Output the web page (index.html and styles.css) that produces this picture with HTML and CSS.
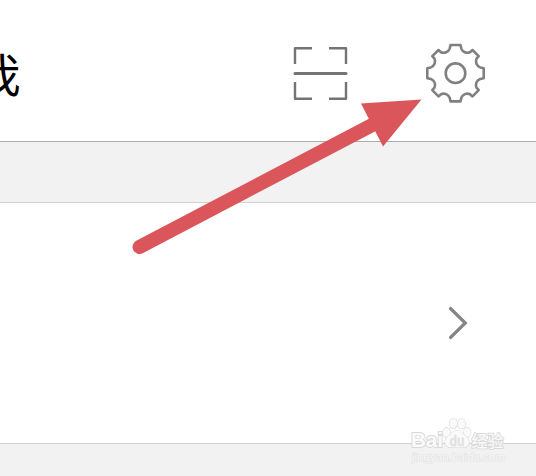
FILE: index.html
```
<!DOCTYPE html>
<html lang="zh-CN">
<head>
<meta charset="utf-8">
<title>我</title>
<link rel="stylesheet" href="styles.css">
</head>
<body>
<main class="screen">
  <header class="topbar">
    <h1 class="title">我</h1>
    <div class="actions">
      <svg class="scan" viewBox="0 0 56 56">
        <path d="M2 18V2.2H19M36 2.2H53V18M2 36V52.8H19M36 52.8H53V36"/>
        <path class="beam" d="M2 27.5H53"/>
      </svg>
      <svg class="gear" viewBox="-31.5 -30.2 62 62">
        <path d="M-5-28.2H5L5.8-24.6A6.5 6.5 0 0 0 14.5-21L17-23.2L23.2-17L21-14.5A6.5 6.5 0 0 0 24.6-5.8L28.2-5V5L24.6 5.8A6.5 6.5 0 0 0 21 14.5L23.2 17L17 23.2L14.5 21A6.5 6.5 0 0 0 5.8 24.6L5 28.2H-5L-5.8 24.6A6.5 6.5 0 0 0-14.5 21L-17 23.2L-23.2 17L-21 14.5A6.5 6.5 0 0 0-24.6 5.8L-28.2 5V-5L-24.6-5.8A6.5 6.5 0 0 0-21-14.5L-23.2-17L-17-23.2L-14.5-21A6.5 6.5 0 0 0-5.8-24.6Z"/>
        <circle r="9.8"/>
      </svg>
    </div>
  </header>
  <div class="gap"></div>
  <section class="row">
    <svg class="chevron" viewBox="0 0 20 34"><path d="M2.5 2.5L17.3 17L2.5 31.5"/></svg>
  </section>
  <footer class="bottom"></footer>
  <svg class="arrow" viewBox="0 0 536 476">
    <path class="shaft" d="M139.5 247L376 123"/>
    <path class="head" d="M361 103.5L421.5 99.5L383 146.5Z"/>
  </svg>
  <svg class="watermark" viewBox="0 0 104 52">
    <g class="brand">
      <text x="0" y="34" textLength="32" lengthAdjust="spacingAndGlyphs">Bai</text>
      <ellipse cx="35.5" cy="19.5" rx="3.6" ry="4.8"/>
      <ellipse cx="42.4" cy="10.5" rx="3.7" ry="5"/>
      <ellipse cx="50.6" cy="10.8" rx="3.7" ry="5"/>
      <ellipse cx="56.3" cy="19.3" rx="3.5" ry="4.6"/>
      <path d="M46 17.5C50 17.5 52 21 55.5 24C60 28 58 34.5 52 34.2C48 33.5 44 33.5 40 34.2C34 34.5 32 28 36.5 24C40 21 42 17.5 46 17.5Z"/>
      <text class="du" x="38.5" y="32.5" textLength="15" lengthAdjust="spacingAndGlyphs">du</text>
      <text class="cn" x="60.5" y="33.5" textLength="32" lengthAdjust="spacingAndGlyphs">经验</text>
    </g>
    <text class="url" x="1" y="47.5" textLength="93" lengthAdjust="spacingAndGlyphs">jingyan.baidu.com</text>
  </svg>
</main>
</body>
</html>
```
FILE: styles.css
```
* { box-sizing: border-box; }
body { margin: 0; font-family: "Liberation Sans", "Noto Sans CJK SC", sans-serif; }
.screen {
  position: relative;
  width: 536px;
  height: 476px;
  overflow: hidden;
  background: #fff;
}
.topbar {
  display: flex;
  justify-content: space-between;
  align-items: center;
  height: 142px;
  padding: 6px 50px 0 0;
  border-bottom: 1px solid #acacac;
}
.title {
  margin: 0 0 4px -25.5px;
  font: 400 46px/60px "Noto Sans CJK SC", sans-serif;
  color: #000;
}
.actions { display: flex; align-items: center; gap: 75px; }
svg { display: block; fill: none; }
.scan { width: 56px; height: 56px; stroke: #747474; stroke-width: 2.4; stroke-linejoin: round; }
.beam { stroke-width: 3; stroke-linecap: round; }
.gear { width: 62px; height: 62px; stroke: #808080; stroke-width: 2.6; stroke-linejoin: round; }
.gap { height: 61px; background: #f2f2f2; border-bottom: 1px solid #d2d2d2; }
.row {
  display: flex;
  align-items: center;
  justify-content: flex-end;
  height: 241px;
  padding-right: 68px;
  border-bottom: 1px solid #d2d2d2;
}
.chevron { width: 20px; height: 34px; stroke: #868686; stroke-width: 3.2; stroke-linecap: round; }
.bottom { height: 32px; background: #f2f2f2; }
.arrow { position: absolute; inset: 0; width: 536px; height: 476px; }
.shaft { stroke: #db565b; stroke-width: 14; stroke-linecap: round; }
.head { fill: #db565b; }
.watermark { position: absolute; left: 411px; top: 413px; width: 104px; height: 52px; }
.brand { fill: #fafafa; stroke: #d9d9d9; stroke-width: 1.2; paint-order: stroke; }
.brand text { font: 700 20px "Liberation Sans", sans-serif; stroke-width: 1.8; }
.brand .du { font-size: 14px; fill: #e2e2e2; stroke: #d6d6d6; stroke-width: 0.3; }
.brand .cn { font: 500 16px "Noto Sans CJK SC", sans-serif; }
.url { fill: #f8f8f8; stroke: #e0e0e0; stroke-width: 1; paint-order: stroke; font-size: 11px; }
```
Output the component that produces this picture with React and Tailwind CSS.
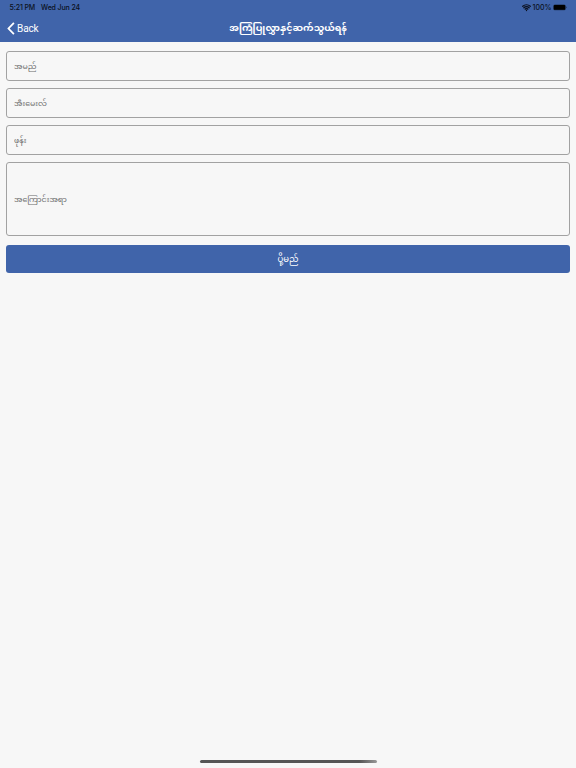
▬▬▬▬▬▬
• DIRECTIONS: All of the entries need to be transcribed word for word; pictures are left out.

• RESPONSE TO THE EXERCISE:
Output the web page (index.html and styles.css) that produces this picture with HTML and CSS.
FILE: index.html
```
<!DOCTYPE html>
<html lang="zh-CN">
<head>
<meta charset="utf-8">
<title>我</title>
<link rel="stylesheet" href="styles.css">
</head>
<body>
<main class="screen">
  <header class="topbar">
    <h1 class="title">我</h1>
    <div class="actions">
      <svg class="scan" viewBox="0 0 56 56">
        <path d="M2 18V2.2H19M36 2.2H53V18M2 36V52.8H19M36 52.8H53V36"/>
        <path class="beam" d="M2 27.5H53"/>
      </svg>
      <svg class="gear" viewBox="-31.5 -30.2 62 62">
        <path d="M-5-28.2H5L5.8-24.6A6.5 6.5 0 0 0 14.5-21L17-23.2L23.2-17L21-14.5A6.5 6.5 0 0 0 24.6-5.8L28.2-5V5L24.6 5.8A6.5 6.5 0 0 0 21 14.5L23.2 17L17 23.2L14.5 21A6.5 6.5 0 0 0 5.8 24.6L5 28.2H-5L-5.8 24.6A6.5 6.5 0 0 0-14.5 21L-17 23.2L-23.2 17L-21 14.5A6.5 6.5 0 0 0-24.6 5.8L-28.2 5V-5L-24.6-5.8A6.5 6.5 0 0 0-21-14.5L-23.2-17L-17-23.2L-14.5-21A6.5 6.5 0 0 0-5.8-24.6Z"/>
        <circle r="9.8"/>
      </svg>
    </div>
  </header>
  <div class="gap"></div>
  <section class="row">
    <svg class="chevron" viewBox="0 0 20 34"><path d="M2.5 2.5L17.3 17L2.5 31.5"/></svg>
  </section>
  <footer class="bottom"></footer>
  <svg class="arrow" viewBox="0 0 536 476">
    <path class="shaft" d="M139.5 247L376 123"/>
    <path class="head" d="M361 103.5L421.5 99.5L383 146.5Z"/>
  </svg>
  <svg class="watermark" viewBox="0 0 104 52">
    <g class="brand">
      <text x="0" y="34" textLength="32" lengthAdjust="spacingAndGlyphs">Bai</text>
      <ellipse cx="35.5" cy="19.5" rx="3.6" ry="4.8"/>
      <ellipse cx="42.4" cy="10.5" rx="3.7" ry="5"/>
      <ellipse cx="50.6" cy="10.8" rx="3.7" ry="5"/>
      <ellipse cx="56.3" cy="19.3" rx="3.5" ry="4.6"/>
      <path d="M46 17.5C50 17.5 52 21 55.5 24C60 28 58 34.5 52 34.2C48 33.5 44 33.5 40 34.2C34 34.5 32 28 36.5 24C40 21 42 17.5 46 17.5Z"/>
      <text class="du" x="38.5" y="32.5" textLength="15" lengthAdjust="spacingAndGlyphs">du</text>
      <text class="cn" x="60.5" y="33.5" textLength="32" lengthAdjust="spacingAndGlyphs">经验</text>
    </g>
    <text class="url" x="1" y="47.5" textLength="93" lengthAdjust="spacingAndGlyphs">jingyan.baidu.com</text>
  </svg>
</main>
</body>
</html>
```
FILE: styles.css
```
* { box-sizing: border-box; }
body { margin: 0; font-family: "Liberation Sans", "Noto Sans CJK SC", sans-serif; }
.screen {
  position: relative;
  width: 536px;
  height: 476px;
  overflow: hidden;
  background: #fff;
}
.topbar {
  display: flex;
  justify-content: space-between;
  align-items: center;
  height: 142px;
  padding: 6px 50px 0 0;
  border-bottom: 1px solid #acacac;
}
.title {
  margin: 0 0 4px -25.5px;
  font: 400 46px/60px "Noto Sans CJK SC", sans-serif;
  color: #000;
}
.actions { display: flex; align-items: center; gap: 75px; }
svg { display: block; fill: none; }
.scan { width: 56px; height: 56px; stroke: #747474; stroke-width: 2.4; stroke-linejoin: round; }
.beam { stroke-width: 3; stroke-linecap: round; }
.gear { width: 62px; height: 62px; stroke: #808080; stroke-width: 2.6; stroke-linejoin: round; }
.gap { height: 61px; background: #f2f2f2; border-bottom: 1px solid #d2d2d2; }
.row {
  display: flex;
  align-items: center;
  justify-content: flex-end;
  height: 241px;
  padding-right: 68px;
  border-bottom: 1px solid #d2d2d2;
}
.chevron { width: 20px; height: 34px; stroke: #868686; stroke-width: 3.2; stroke-linecap: round; }
.bottom { height: 32px; background: #f2f2f2; }
.arrow { position: absolute; inset: 0; width: 536px; height: 476px; }
.shaft { stroke: #db565b; stroke-width: 14; stroke-linecap: round; }
.head { fill: #db565b; }
.watermark { position: absolute; left: 411px; top: 413px; width: 104px; height: 52px; }
.brand { fill: #fafafa; stroke: #d9d9d9; stroke-width: 1.2; paint-order: stroke; }
.brand text { font: 700 20px "Liberation Sans", sans-serif; stroke-width: 1.8; }
.brand .du { font-size: 14px; fill: #e2e2e2; stroke: #d6d6d6; stroke-width: 0.3; }
.brand .cn { font: 500 16px "Noto Sans CJK SC", sans-serif; }
.url { fill: #f8f8f8; stroke: #e0e0e0; stroke-width: 1; paint-order: stroke; font-size: 11px; }
```
Output the component that produces this picture with React and Tailwind CSS.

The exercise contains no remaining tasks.